The Fisher & Paykel Appliances global headquarters under construction in Auckland epitomises this. It is using LVL, glulam and cross-laminated timber (CLT) from Red Stag TimberLab.

Plans for the huge new Fisher & Paykel Appliances hub in Penrose: One of the largest cross-laminated timber buildings in NZ. Photo / Fisher & Paykel Appliances
Plans for the huge new Fisher & Paykel Appliances hub in Penrose: One of the largest cross-laminated timber buildings in NZ. Photo / Fisher & Paykel Appliances

With regulatory support, mills will scale up investment, builders will become more familiar with wood solutions, and construction prices will converge on equivalent to traditional materials, or less.

The Government must trust that this dynamic will unfold and encourage it, rather than continuing to focus on what is cheapest now, even if it’s also costing the earth later.

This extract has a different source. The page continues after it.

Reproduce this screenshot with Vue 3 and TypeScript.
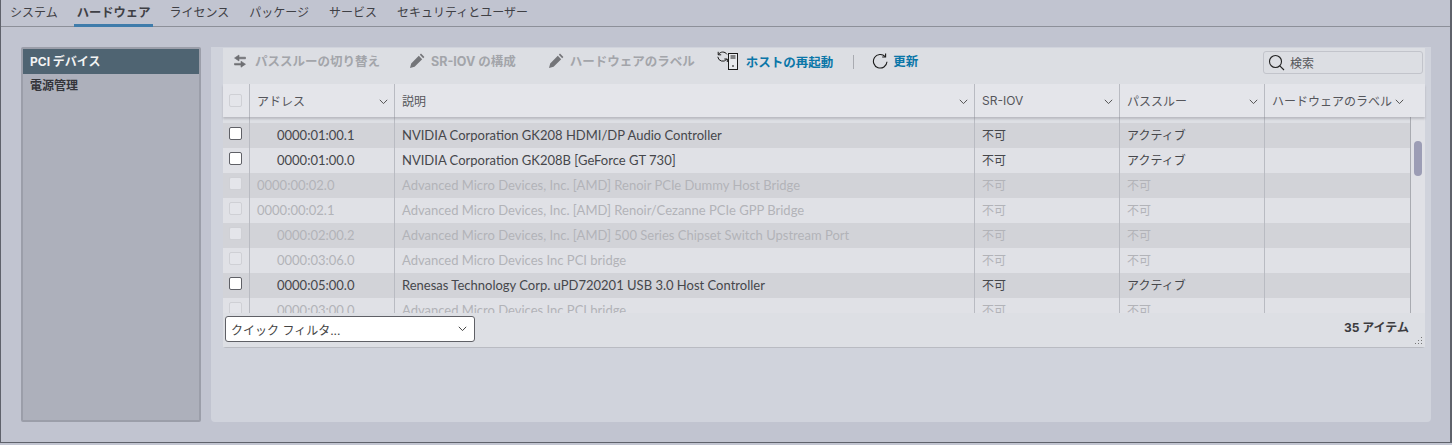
<script setup lang="ts">
interface Row {
  address: string
  desc: string
  sriov: string
  pass: string
  enabled: boolean
  indent: boolean
}

const tabs: string[] = ['システム', 'ハードウェア', 'ライセンス', 'パッケージ', 'サービス', 'セキュリティとユーザー']

const rows: Row[] = [
  { address: '0000:01:00.1', desc: 'NVIDIA Corporation GK208 HDMI/DP Audio Controller', sriov: '不可', pass: 'アクティブ', enabled: true, indent: true },
  { address: '0000:01:00.0', desc: 'NVIDIA Corporation GK208B [GeForce GT 730]', sriov: '不可', pass: 'アクティブ', enabled: true, indent: true },
  { address: '0000:00:02.0', desc: 'Advanced Micro Devices, Inc. [AMD] Renoir PCIe Dummy Host Bridge', sriov: '不可', pass: '不可', enabled: false, indent: false },
  { address: '0000:00:02.1', desc: 'Advanced Micro Devices, Inc. [AMD] Renoir/Cezanne PCIe GPP Bridge', sriov: '不可', pass: '不可', enabled: false, indent: false },
  { address: '0000:02:00.2', desc: 'Advanced Micro Devices, Inc. [AMD] 500 Series Chipset Switch Upstream Port', sriov: '不可', pass: '不可', enabled: false, indent: true },
  { address: '0000:03:06.0', desc: 'Advanced Micro Devices Inc PCI bridge', sriov: '不可', pass: '不可', enabled: false, indent: true },
  { address: '0000:05:00.0', desc: 'Renesas Technology Corp. uPD720201 USB 3.0 Host Controller', sriov: '不可', pass: 'アクティブ', enabled: true, indent: true },
  { address: '0000:03:00.0', desc: 'Advanced Micro Devices Inc PCI bridge', sriov: '不可', pass: '不可', enabled: false, indent: true },
]

const headers: string[] = ['アドレス', '説明', 'SR-IOV', 'パススルー', 'ハードウェアのラベル']
</script>

<template>
  <div class="page">
    <nav class="tabs">
      <span v-for="(tab, i) in tabs" :key="tab" class="tab" :class="{ active: i === 1 }">{{ tab }}</span>
    </nav>

    <div class="content">
      <aside class="sidebar">
        <div class="side-item selected">PCI デバイス</div>
        <div class="side-item">電源管理</div>
      </aside>

      <main class="panel">
        <div class="grid-box">
          <div class="toolbar">
            <button class="action disabled first">
              <svg width="14" height="14" viewBox="0 0 14 14" fill="#6e6f73" stroke="#6e6f73" stroke-width="0.6">
                <path d="M1.5 4 6 1v2.2h6.5v1.6H6V7zM12.5 10.2 8 13.2V11H1.5V9.4H8V7.2z" />
              </svg>
              パススルーの切り替え
            </button>
            <button class="action disabled pencil">
              <svg width="16" height="16" viewBox="0 0 16 16" fill="#747579">
                <path d="M1 15l1.2-4.6 7.6-7.6 3.4 3.4-7.6 7.6zM10.8 1.8l1.2-1.2 3.4 3.4-1.2 1.2z" />
              </svg>
              SR-IOV の構成
            </button>
            <button class="action disabled pencil">
              <svg width="16" height="16" viewBox="0 0 16 16" fill="#747579">
                <path d="M1 15l1.2-4.6 7.6-7.6 3.4 3.4-7.6 7.6zM10.8 1.8l1.2-1.2 3.4 3.4-1.2 1.2z" />
              </svg>
              ハードウェアのラベル
            </button>
            <button class="action live reboot">
              <svg width="22" height="20" viewBox="0 0 22 20" fill="none" stroke="#1a1a1a" stroke-width="1">
                <path d="M10 3.4A5 5 0 0 0 1.4 3.6" />
                <path d="M0.8 5.8A5 5 0 0 0 9.6 8.4" />
                <path d="M1.2 0.8v3h3M10.3 11V8h-3" />
                <rect x="11.5" y="2.5" width="9" height="16" fill="#e8eaee" />
                <path d="M13.5 5h5M13.5 7h5" />
                <circle cx="16" cy="15" r="1" fill="#555" stroke="none" />
              </svg>
              ホストの再起動
            </button>
            <span class="divider"></span>
            <button class="action live refresh">
              <svg width="16" height="16" viewBox="0 0 16 16" fill="none" stroke="#1a1a1a" stroke-width="1.1">
                <path d="M13.2 3.6A6.8 6.8 0 1 0 15 8.8" />
                <path d="M13.6 0.6v3.4h-3.4" />
              </svg>
              更新
            </button>
            <div class="search">
              <svg width="17" height="17" viewBox="0 0 17 17" fill="none" stroke="#222" stroke-width="1.1">
                <circle cx="7.5" cy="7.5" r="6" />
                <path d="M11.8 11.8l4.2 4.2" />
              </svg>
              <span>検索</span>
            </div>
          </div>

          <div class="head">
            <div class="cell check-cell"><span class="check off"></span></div>
            <div v-for="h in headers" :key="h" class="cell head-cell">
              <span>{{ h }}</span>
              <svg class="chev" width="9" height="6" viewBox="0 0 9 6" fill="none" stroke="#555" stroke-width="1">
                <path d="M0.8 0.8 4.5 4.6 8.2 0.8" />
              </svg>
            </div>
          </div>

          <div class="body">
            <div class="rows">
              <div class="gap-row">
                <div></div><div></div><div></div><div></div><div></div><div></div>
              </div>
              <div v-for="r in rows" :key="r.address + r.desc" class="row" :class="{ dim: !r.enabled }">
                <div class="cell check-cell"><span class="check" :class="{ off: !r.enabled }"></span></div>
                <div class="cell latin" :class="{ indent: r.indent }">{{ r.address }}</div>
                <div class="cell latin">{{ r.desc }}</div>
                <div class="cell lift">{{ r.sriov }}</div>
                <div class="cell lift">{{ r.pass }}</div>
                <div class="cell"></div>
              </div>
            </div>
            <div class="scrollbar"><div class="thumb"></div></div>
          </div>

          <div class="foot">
            <div class="filter">
              <span>クイック フィルタ...</span>
              <svg width="9" height="6" viewBox="0 0 9 6" fill="none" stroke="#444" stroke-width="1">
                <path d="M0.8 0.8 4.5 4.6 8.2 0.8" />
              </svg>
            </div>
            <span class="count">35 アイテム</span>
            <svg class="grip" width="8" height="8" viewBox="0 0 8 8" fill="#777">
              <rect x="6" y="0" width="1" height="1" /><rect x="6" y="3" width="1" height="1" />
              <rect x="3" y="3" width="1" height="1" /><rect x="6" y="6" width="1" height="1" />
              <rect x="3" y="6" width="1" height="1" /><rect x="0" y="6" width="1" height="1" />
            </svg>
          </div>
        </div>
      </main>
    </div>
  </div>
</template>

<style>
html, body {
  margin: 0;
  background: #c1c4d0;
}
</style>

<style scoped>
.page {
  box-sizing: border-box;
  width: 1452px;
  height: 443px;
  overflow: hidden;
  background: #c1c4d0;
  border-left: 1px solid #5f626b;
  border-right: 2px solid #5f626b;
  border-bottom: 1px solid #5f626b;
  font-family: Inter, "Noto Sans CJK JP", sans-serif;
  font-size: 12px;
  color: #3c3c3f;
}
.tabs {
  display: flex;
  height: 27px;
  padding-left: 5px;
  gap: 12px;
  box-sizing: border-box;
  border-bottom: 1px solid #8d9099;
}
.tab {
  height: 27px;
  padding: 0 4px;
  line-height: 25px;
  box-sizing: border-box;
  color: #3f4045;
}
.active {
  padding: 0 3px;
  font-size: 12.3px;
  font-weight: 700;
  border-bottom: 3px solid #3f7cab;
}
.content {
  display: flex;
  gap: 10px;
  padding: 20px 0 0 20px;
}
.sidebar {
  box-sizing: border-box;
  width: 180px;
  height: 375px;
  background: #adb0bb;
  border: 2px solid #9b9ea9;
  border-radius: 2px;
}
.side-item {
  height: 24px;
  line-height: 24px;
  padding-left: 7px;
  font-weight: 700;
  color: #34353a;
}
.selected {
  height: 25px;
  line-height: 26px;
  background: #4f6472;
  color: #f2f3f3;
}
.panel {
  box-sizing: border-box;
  width: 1220px;
  height: 375px;
  background: #d0d3dc;
  border-radius: 0 0 4px 4px;
  padding: 1px 6px 0 12px;
}
.grid-box {
  height: 299px;
  display: flex;
  flex-direction: column;
  border-radius: 3px;
  border-bottom: 1px solid #b9bbc2;
  background: #dddfe4;
}
.toolbar {
  box-sizing: border-box;
  display: flex;
  align-items: center;
  height: 36px;
  padding-bottom: 8px;
  flex: none;
  background: #dcdee3;
}
.action {
  display: flex;
  align-items: center;
  gap: 8px;
  border: 0;
  padding: 0;
  margin: -3px 29px 0 0;
  background: none;
  font: inherit;
  font-weight: 700;
  font-size: 12.5px;
  white-space: nowrap;
}
.first {
  margin-left: 10px;
}
.pencil {
  margin-right: 32px;
  gap: 6px;
}
.disabled {
  color: #a3a5aa;
}
.live {
  color: #0a76a8;
}
.reboot {
  margin: -2px 0 0 -10px;
  gap: 7px;
}
.refresh {
  gap: 5px;
}
.divider {
  width: 1px;
  height: 14px;
  background: #a9abb1;
  margin: 0 18px 0 20px;
}
.search {
  margin-left: auto;
  margin-right: 2px;
  box-sizing: border-box;
  width: 160px;
  height: 23px;
  border: 1px solid #c2c4cb;
  border-radius: 3px;
  display: flex;
  align-items: center;
  gap: 5px;
  padding-left: 4px;
  color: #55565a;
}
.head, .row, .gap-row {
  display: grid;
  grid-template-columns: 27px 145px 580px 145px 145px 145px;
}
.head {
  height: 33px;
  flex: none;
  background: #e4e5ea;
  box-shadow: 0 2px 2px rgba(120, 120, 130, 0.35);
  position: relative;
}
.cell {
  box-sizing: border-box;
  display: flex;
  align-items: center;
  padding-left: 7px;
  border-right: 1px solid #b9bbc2;
  white-space: nowrap;
  overflow: hidden;
  min-width: 0;
}
.cell:last-child {
  border-right: 0;
}
.latin {
  font-family: Lato, "Noto Sans CJK JP", sans-serif;
  font-size: 13px;
  padding-bottom: 1px;
}
.lift {
  padding-bottom: 2px;
}
.head-cell {
  justify-content: space-between;
  padding-right: 6px;
  color: #55565b;
}
.chev {
  flex: none;
  margin-top: 2px;
}
.check-cell {
  padding-left: 6px;
}
.check {
  box-sizing: border-box;
  width: 13px;
  height: 13px;
  background: #fff;
  border: 1px solid #5f6066;
  border-radius: 2px;
  margin-top: -4px;
}
.check.off {
  background: #e4e5ea;
  border-color: #cfd0d5;
}
.head .check-cell .check {
  margin-top: 0;
}
.body {
  flex: 1;
  min-height: 0;
  display: flex;
  overflow: hidden;
}
.rows {
  width: 1187px;
  overflow: hidden;
}
.gap-row {
  height: 6px;
}
.gap-row div {
  border-right: 1px solid #b9bbc2;
}
.gap-row div:last-child {
  border-right: 0;
}
.row {
  height: 25px;
  color: #46474b;
  background: #e0e1e6;
}
.row:nth-child(even) {
  background: #d2d3d8;
}
.row.dim {
  color: #b2b3b8;
}
.indent {
  padding-left: 27px;
}
.scrollbar {
  box-sizing: border-box;
  width: 15px;
  border-left: 1px solid #a9abb1;
  background: #e0e1e6;
  padding-top: 24px;
}
.thumb {
  width: 8px;
  height: 35px;
  margin-left: 3px;
  background: #9c9db5;
  border-radius: 4px;
}
.foot {
  box-sizing: border-box;
  height: 34px;
  flex: none;
  display: flex;
  align-items: flex-start;
  justify-content: space-between;
  padding: 3px 16px 0 2px;
  position: relative;
  background: #dddfe4;
}
.filter {
  box-sizing: border-box;
  width: 250px;
  height: 26px;
  background: #fff;
  border: 1px solid #5f6066;
  border-radius: 3px;
  display: flex;
  align-items: center;
  justify-content: space-between;
  padding: 0 7px 0 5px;
  color: #444;
}
.count {
  font-weight: 700;
  color: #3c3c3f;
  margin-top: 2px;
}
.grip {
  position: absolute;
  right: 2px;
  bottom: 2px;
}
</style>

The sector will react to the demand signal and invest, we estimate up to $1.5 billion. Red Stag alone has $250 million of potential investments and could contribute an additional 637,000 tonnes of carbon storage to 2030.

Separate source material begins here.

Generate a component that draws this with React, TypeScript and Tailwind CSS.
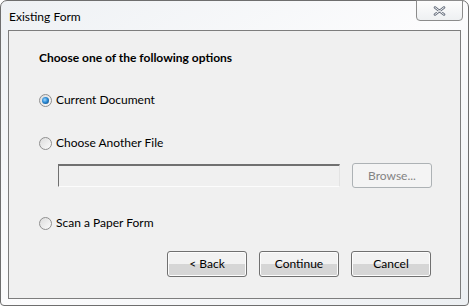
import React from 'react';

const font = { fontFamily: '"Segoe UI", Lato, "Noto Sans", sans-serif' };

function Radio({ checked }: { checked?: boolean }) {
    return (
        <span className="relative inline-flex h-[13px] w-[13px] shrink-0 items-center justify-center rounded-full border border-[#8f8f8f] bg-gradient-to-br from-[#dcdcdc] to-[#fbfbfb]">
            {checked && (
                <span className="h-[7px] w-[7px] rounded-full bg-[radial-gradient(circle_at_40%_40%,#9fd6ff_0%,#2a8ad4_45%,#0d3a6b_100%)]" />
            )}
        </span>
    );
}

function Btn({ children, disabled }: { children: React.ReactNode; disabled?: boolean }) {
    return (
        <button
            className={
                disabled
                    ? 'flex h-[25px] w-[80px] items-center justify-center rounded-[3px] border border-[#adb2b5] bg-[#f4f4f4] text-[12px] leading-[16px] text-[#838383]'
                    : 'flex h-[26px] w-[80px] items-center justify-center rounded-[3px] border border-[#707070] bg-gradient-to-b from-[#f2f2f2] from-50% to-[#d6d6d6] to-50% text-[12px] leading-[16px] text-black shadow-[inset_0_0_0_1px_#fcfcfc]'
            }
        >
            {children}
        </button>
    );
}

export default function App() {
    return (
        <div className="h-[306px] w-[470px] bg-white" style={font}>
            <div className="relative flex h-[306px] w-[469px] flex-col rounded-t-[7px] rounded-b-[4px] border border-[#6e6e6e] bg-gradient-to-br from-[#eef1f4] via-[#fcfcfd] to-[#eceff2]">
                {/* Title bar */}
                <div className="flex h-[29px] items-center pl-[8px] pt-[2px] text-[12px] leading-[16px] text-black">Existing Form</div>
                <div className="absolute right-[5px] top-[-1px] flex h-[21px] w-[47px] items-center justify-center rounded-b-[4px] border border-[#8c8c8c] bg-gradient-to-b from-[#fdfdfd] to-[#eef0f2]">
                    <svg width="13" height="10" viewBox="0 0 13 10">
                        <path d="M2 1.5 L11 8.5 M11 1.5 L2 8.5" stroke="#6a7280" strokeWidth="2.6" strokeLinecap="round" />
                        <path d="M2 1.5 L11 8.5 M11 1.5 L2 8.5" stroke="#ffffff" strokeWidth="0.9" strokeLinecap="round" />
                    </svg>
                </div>

                {/* Client area */}
                <div className="mx-[7px] flex h-[269px] flex-col border border-[#7d7d7d] bg-[#f0f0f0] pl-[30px] pt-[19px] text-[12px] leading-[16px] text-black">
                    <div className="font-bold">Choose one of the following options</div>

                    <label className="mt-[26px] flex items-center gap-[4px]">
                        <Radio checked />
                        <span>Current Document</span>
                    </label>

                    <label className="mt-[27px] flex items-center gap-[4px]">
                        <Radio />
                        <span>Choose Another File</span>
                    </label>

                    <div className="mt-[12px] flex items-center gap-[12px] pl-[19px]">
                        <div className="h-[23px] w-[282px] border-t-2 border-l border-b border-r border-t-[#707070] border-l-[#707070] border-b-[#fcfcfc] border-r-[#e3e3e3] bg-[#f0f0f0]" />
                        <Btn disabled>Browse...</Btn>
                    </div>

                    <label className="mt-[27px] flex items-center gap-[4px]">
                        <Radio />
                        <span>Scan a Paper Form</span>
                    </label>

                    <div className="mt-[20px] flex gap-[12px] pl-[128px]">
                        <Btn>&lt; Back</Btn>
                        <Btn>Continue</Btn>
                        <Btn>Cancel</Btn>
                    </div>
                </div>
            </div>
        </div>
    );
}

That alone would save New Zealand $38 million from its Paris commitment bill. It is weighing up whether to make these investments here or in Australia. Much comes down to policy settings that support the business case for investment.

Harvested wood products deserve credit

The other policy that will save the sector is to develop a scheme recognising the carbon storage in wood products with NZ Units that wood processors can then trade on the Emissions Trading Scheme.

Forests sequester carbon from the atmosphere. Wood products store it for decades or centuries.

Few people realise that about one-third of the forestry sector’s carbon storage is actually due to wood processors making investments to lock that carbon away.

Harvested wood products (HWP) value is incorporated in our nationally determined contributions accounting and our Paris targets. So, it’s legit.

Yet wood processors don’t yet receive any benefit for this carbon storage, despite investing in more processing since the HWP baseline year of 2009, in the expectation they’d be treated equivalently to forestry in the ETS one day.

This week, Climate Change Minister Simon Watts said: “We need to be cognitive of any removal option outside of exotic pine that is available to us. If it reduces emissions, we can measure and validate it scientifically legit; then we should be able to get some form of credit for it.”

That is harvested wood products. Both National and Act have election promises to develop a scheme to reward such wood processors for these recent investments and encourage more. Industry and officials are close to finalising a scheme under Forestry Minister Todd McClay’s leadership.

These two policies have the potential to address climate change and ensure a resilient wood processing and forestry sector. Without them, stand by for more global warming, higher Paris bills, more mill closures and decimated rural communities.